> [What to do]:
Begin with the first line of the material and write out each line exactly, ending with the line that contains "import React from". Pictures are not part of the copy.

> [Given material]:
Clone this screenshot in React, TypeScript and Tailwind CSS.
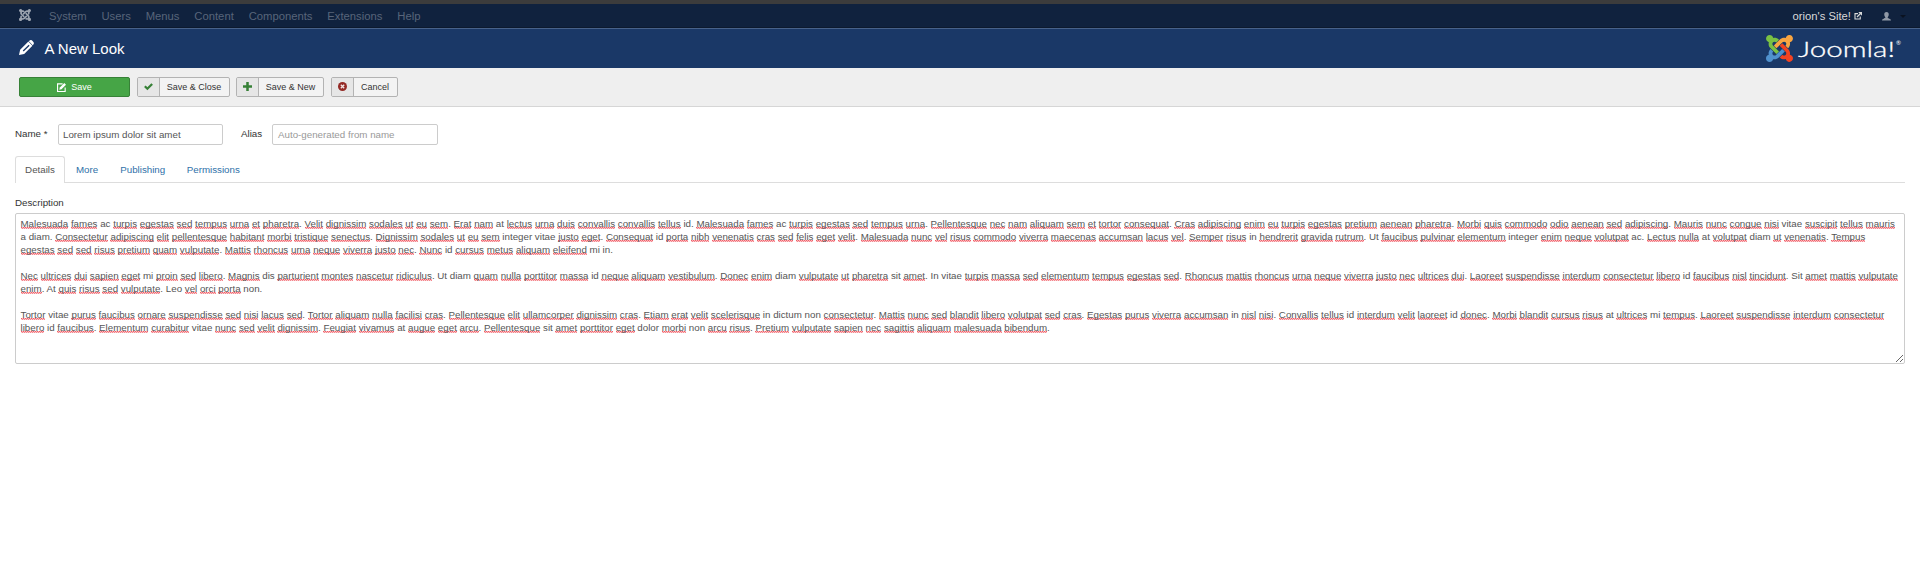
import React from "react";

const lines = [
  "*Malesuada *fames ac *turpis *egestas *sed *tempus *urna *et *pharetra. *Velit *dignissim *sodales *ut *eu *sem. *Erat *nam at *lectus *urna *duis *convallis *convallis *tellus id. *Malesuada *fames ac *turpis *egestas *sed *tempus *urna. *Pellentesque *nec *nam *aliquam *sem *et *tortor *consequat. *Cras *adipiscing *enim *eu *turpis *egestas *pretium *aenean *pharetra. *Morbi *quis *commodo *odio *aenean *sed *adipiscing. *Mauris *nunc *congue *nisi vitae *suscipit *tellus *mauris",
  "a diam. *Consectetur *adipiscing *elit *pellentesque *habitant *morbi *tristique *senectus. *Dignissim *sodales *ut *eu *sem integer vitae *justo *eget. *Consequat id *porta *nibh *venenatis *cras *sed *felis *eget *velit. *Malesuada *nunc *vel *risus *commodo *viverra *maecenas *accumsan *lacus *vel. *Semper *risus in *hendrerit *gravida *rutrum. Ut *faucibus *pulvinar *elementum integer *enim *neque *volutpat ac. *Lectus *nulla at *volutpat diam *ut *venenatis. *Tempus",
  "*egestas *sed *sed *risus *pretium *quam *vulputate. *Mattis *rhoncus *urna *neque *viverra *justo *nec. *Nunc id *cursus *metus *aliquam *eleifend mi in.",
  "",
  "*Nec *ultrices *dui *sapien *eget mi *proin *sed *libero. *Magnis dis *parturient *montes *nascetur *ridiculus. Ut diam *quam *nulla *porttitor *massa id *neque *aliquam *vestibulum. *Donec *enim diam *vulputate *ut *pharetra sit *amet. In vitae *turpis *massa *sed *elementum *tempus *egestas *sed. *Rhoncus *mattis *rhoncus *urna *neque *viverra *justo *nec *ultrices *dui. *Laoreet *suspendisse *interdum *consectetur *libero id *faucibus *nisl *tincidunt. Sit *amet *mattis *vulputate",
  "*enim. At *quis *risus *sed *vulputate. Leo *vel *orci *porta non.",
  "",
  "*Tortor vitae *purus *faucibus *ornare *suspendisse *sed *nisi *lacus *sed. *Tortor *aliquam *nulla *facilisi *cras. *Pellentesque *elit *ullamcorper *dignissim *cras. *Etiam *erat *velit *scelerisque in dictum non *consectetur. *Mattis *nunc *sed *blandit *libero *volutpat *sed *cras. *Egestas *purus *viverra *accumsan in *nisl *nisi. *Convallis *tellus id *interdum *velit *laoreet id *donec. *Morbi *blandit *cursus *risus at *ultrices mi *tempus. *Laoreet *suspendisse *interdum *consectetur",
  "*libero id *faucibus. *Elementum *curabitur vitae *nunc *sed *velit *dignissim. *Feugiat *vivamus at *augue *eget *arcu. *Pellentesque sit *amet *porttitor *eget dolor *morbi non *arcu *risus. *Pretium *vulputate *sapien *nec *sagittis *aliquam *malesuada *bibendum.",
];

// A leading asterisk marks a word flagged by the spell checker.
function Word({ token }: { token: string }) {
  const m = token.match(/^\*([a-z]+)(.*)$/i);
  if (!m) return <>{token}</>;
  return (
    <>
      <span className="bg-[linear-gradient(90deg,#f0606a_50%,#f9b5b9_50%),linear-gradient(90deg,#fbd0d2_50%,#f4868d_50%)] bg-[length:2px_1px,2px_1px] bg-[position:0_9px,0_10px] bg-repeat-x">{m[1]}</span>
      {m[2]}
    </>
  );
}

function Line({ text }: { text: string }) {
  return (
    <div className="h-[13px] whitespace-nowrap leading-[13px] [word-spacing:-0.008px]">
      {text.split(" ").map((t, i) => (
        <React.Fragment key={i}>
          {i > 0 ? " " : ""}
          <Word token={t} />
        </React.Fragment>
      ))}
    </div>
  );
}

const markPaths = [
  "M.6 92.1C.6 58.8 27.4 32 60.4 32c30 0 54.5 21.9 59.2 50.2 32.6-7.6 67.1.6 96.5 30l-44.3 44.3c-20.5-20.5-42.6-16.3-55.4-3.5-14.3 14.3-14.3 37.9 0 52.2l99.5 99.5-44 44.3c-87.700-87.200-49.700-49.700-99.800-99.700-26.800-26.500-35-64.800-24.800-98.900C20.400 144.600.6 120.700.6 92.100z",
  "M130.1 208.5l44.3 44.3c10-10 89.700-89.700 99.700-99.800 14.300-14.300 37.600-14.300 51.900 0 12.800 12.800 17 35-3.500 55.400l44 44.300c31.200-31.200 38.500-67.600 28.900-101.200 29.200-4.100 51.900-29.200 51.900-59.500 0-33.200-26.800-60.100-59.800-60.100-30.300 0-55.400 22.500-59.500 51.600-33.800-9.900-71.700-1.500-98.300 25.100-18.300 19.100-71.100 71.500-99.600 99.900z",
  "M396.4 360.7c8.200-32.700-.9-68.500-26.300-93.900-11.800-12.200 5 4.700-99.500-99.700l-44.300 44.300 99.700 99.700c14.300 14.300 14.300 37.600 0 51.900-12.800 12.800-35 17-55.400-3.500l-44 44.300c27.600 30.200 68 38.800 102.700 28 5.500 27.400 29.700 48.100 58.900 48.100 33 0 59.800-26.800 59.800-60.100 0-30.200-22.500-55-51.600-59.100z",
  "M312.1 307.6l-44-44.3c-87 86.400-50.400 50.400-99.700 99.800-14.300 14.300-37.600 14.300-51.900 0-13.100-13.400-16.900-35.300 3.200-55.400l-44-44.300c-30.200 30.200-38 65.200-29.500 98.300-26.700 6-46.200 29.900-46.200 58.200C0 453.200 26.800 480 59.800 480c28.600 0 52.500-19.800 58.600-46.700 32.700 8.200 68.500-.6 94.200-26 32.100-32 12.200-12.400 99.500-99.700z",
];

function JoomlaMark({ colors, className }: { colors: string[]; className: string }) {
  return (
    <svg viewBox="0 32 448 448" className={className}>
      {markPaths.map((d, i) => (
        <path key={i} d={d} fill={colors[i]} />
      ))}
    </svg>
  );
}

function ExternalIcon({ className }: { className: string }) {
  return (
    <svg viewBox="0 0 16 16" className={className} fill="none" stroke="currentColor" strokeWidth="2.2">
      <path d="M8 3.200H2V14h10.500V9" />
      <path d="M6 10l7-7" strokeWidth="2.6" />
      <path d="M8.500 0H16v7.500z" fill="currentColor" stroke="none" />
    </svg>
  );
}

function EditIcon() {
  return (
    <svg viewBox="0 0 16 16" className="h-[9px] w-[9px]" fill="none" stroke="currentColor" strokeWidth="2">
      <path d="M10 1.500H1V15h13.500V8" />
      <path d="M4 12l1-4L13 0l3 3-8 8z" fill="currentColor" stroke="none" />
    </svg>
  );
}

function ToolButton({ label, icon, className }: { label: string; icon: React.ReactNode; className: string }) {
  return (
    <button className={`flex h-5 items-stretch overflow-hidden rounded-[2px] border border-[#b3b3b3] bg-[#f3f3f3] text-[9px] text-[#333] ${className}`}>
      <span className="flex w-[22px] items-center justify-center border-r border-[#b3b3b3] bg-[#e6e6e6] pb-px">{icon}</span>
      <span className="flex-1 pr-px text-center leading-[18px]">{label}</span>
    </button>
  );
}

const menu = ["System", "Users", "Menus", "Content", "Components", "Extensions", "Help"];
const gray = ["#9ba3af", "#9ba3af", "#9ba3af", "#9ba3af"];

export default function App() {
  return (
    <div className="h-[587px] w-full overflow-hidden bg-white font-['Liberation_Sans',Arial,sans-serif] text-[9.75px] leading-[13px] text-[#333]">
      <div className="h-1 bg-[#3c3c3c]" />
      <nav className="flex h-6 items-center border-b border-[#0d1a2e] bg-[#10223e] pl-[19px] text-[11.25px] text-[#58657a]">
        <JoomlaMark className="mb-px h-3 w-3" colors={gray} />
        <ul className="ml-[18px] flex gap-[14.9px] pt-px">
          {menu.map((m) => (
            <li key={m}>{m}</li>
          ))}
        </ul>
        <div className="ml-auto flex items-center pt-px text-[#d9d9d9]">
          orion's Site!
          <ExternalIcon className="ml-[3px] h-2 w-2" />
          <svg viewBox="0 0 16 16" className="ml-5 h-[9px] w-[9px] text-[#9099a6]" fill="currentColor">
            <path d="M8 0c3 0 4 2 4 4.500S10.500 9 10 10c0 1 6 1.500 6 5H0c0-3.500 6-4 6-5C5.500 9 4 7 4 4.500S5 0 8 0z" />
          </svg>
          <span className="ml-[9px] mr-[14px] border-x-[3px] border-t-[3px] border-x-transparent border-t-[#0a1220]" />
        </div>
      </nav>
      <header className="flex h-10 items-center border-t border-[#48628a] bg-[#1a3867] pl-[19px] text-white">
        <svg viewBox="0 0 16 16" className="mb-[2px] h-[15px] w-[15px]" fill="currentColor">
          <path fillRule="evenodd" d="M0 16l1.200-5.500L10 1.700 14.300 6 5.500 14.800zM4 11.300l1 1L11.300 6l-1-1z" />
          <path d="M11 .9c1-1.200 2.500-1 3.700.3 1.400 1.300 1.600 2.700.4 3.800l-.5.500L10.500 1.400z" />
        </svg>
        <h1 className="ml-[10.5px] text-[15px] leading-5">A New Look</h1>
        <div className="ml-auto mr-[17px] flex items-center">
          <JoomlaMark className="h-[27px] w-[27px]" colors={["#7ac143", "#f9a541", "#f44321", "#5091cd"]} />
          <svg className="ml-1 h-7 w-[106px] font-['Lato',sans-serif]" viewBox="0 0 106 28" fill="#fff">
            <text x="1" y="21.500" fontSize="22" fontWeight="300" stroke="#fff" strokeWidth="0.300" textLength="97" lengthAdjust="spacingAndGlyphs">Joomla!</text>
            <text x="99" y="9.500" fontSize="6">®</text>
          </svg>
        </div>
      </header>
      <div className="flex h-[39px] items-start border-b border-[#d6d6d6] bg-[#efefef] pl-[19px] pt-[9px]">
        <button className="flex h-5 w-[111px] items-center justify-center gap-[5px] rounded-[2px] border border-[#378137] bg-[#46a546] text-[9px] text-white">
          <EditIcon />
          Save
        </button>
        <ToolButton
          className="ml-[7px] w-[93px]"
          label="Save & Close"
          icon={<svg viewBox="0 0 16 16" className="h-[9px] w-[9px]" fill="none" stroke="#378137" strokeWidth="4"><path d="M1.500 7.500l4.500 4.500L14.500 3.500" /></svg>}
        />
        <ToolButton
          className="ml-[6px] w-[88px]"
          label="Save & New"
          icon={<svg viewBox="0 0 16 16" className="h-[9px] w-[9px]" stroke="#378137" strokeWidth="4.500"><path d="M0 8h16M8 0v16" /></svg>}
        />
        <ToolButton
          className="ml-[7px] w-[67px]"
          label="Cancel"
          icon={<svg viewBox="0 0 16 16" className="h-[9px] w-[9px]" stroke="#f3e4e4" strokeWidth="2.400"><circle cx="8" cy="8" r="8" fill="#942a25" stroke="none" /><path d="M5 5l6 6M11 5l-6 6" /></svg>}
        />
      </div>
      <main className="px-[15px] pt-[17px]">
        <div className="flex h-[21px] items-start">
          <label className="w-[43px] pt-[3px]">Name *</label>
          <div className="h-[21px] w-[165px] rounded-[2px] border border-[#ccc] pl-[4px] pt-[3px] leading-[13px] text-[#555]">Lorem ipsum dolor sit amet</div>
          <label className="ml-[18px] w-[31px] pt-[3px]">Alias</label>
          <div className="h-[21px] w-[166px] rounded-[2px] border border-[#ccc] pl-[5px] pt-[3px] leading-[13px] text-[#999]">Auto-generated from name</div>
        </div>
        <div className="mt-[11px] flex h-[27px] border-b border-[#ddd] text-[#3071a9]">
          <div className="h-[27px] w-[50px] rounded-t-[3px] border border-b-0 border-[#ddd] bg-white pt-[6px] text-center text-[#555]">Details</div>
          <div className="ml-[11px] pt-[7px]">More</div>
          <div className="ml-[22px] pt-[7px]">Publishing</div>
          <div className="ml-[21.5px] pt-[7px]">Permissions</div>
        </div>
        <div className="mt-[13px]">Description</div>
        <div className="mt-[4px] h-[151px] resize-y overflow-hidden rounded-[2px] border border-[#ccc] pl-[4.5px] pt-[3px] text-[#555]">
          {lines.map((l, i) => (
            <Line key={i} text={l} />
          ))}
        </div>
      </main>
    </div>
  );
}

> [Completed exercise]:
Clone this screenshot in React, TypeScript and Tailwind CSS.
import React from "react";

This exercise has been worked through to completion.